In Canada, this issue is of less concern because there is much higher level of cable penetration.

This, however, raises another question. Cable companies have yet to demonstrate that they can provide enough bandwidth to transmit dual hdtv/ntsc signals via cable for a full range of programming.

Unless Canadians from coast to coast are willing to climb up to their roofs and install antennas to receive hdtv, the only suitable providers of the medium will remain the direct-to-home satellite distributors until cable works out a solution.

But headway is being made. Earlier this month, Rogers Communications tested a Scientific-Atlanta hd set-top box, which is said to be able to decode high-definition signals.

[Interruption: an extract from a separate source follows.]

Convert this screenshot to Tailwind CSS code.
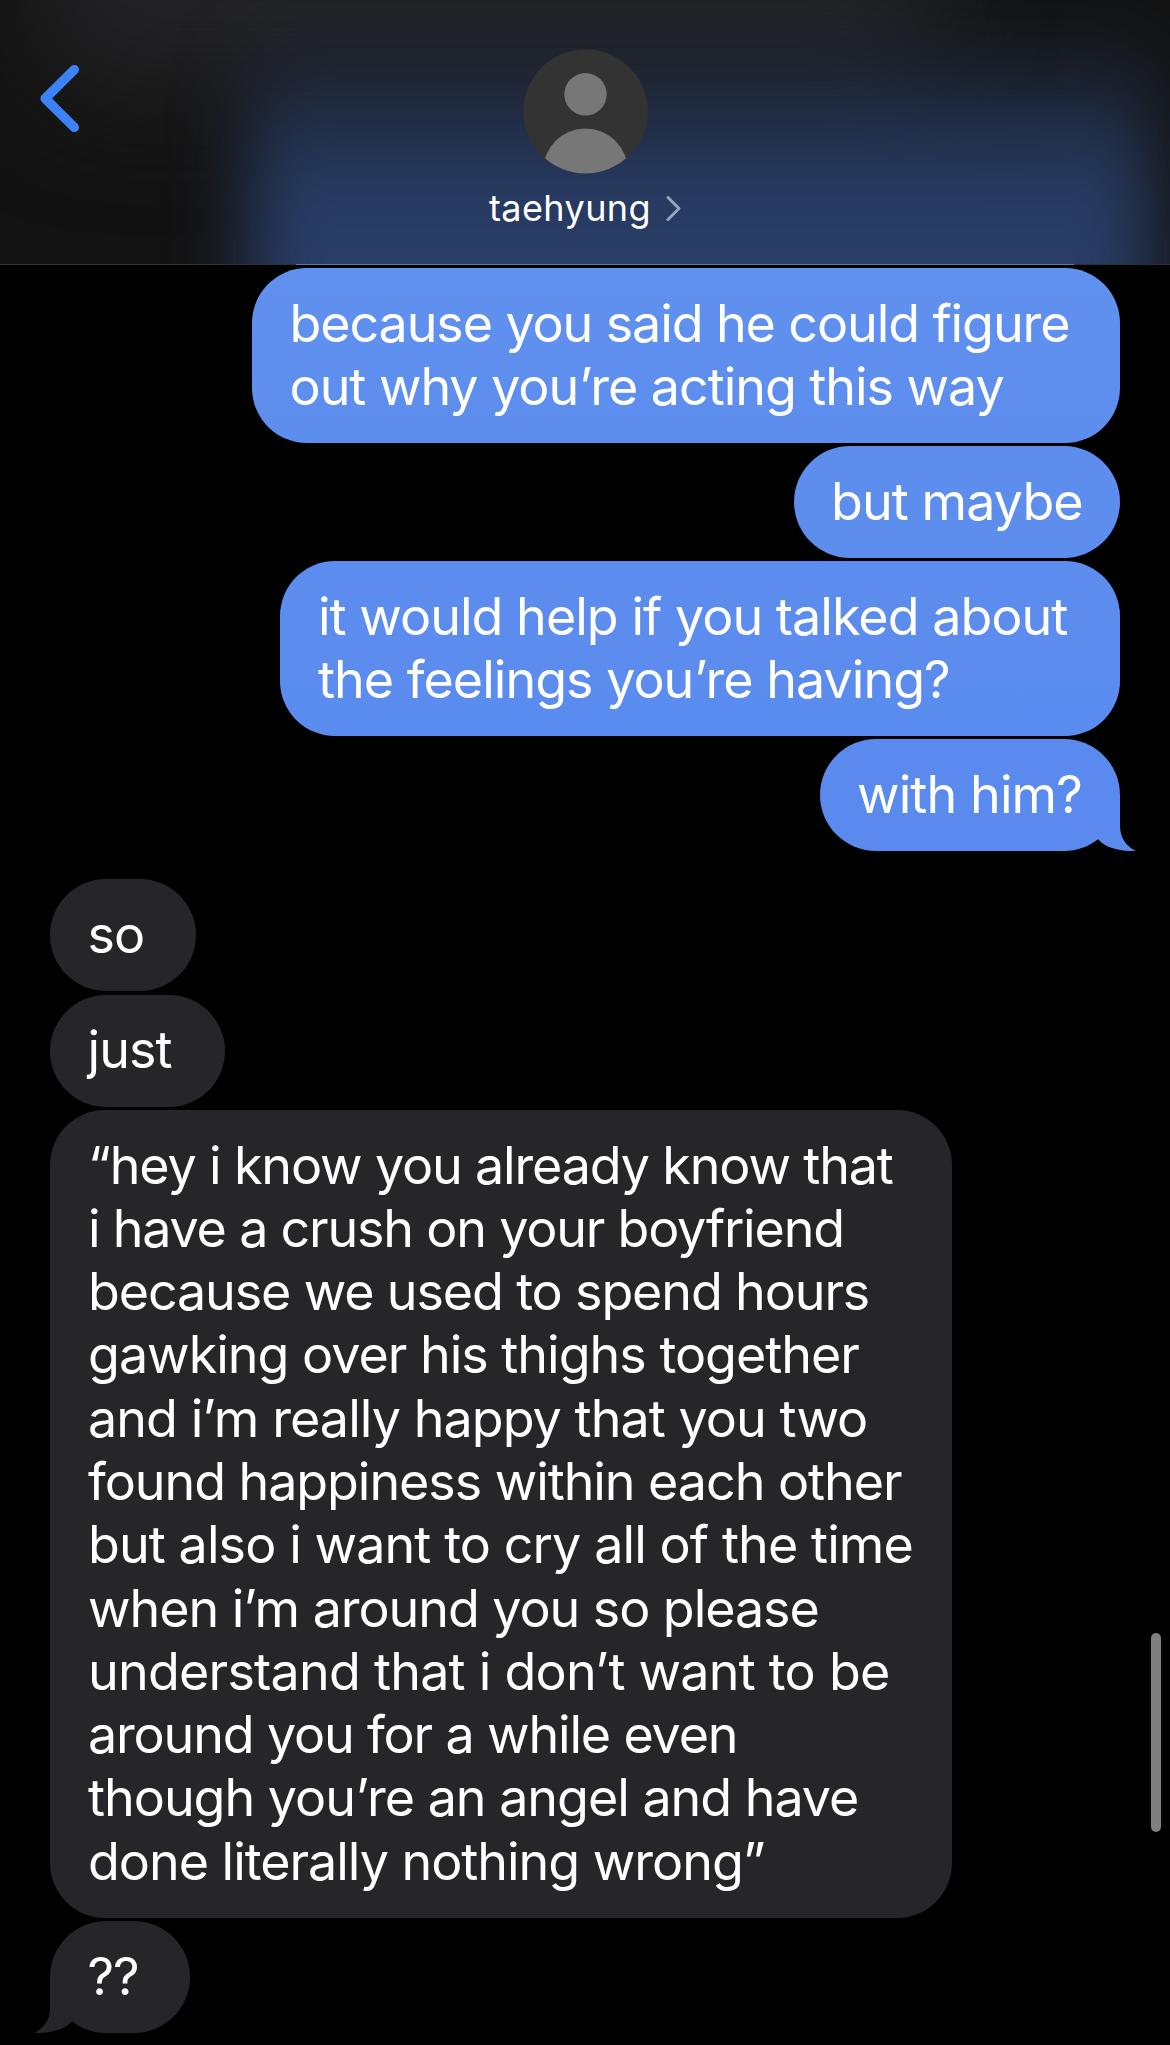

Rogers, in fact, fed two hd signals onto one channel, says Roger Keay, vp of technology and strategic planning at Rogers.

‘In other words, the channel could have either carried one ntsc analog signal, or a bunch of standard-definition [digital] signals, or, in this case, we used it to carry two high-definition signals and we had some space left over.’

Keay says he is confident that cable will be ready to broadcast what is expected initially to be a limited number of hd signals.

‘When hd is ready to happen in Canada, we don’t think we will be in the way of it happening, let’s put it that way,’ he says. ‘Cable’s ability to distribute hd, I don’t think is an issue.’

Bonar of CanWest Global agrees. He believes cable should be ready to facilitate a full menu of hd broadcasts when the time comes, as will the nation’s broadcasters.

‘If we don’t build the system, no one will buy the receivers. [But] the receivers are very expensive, so there has to be [some] high-quality information on the screen for someone to make this move.’

But until that kind of programming is available, in other words, hd, it’s an investment with no return.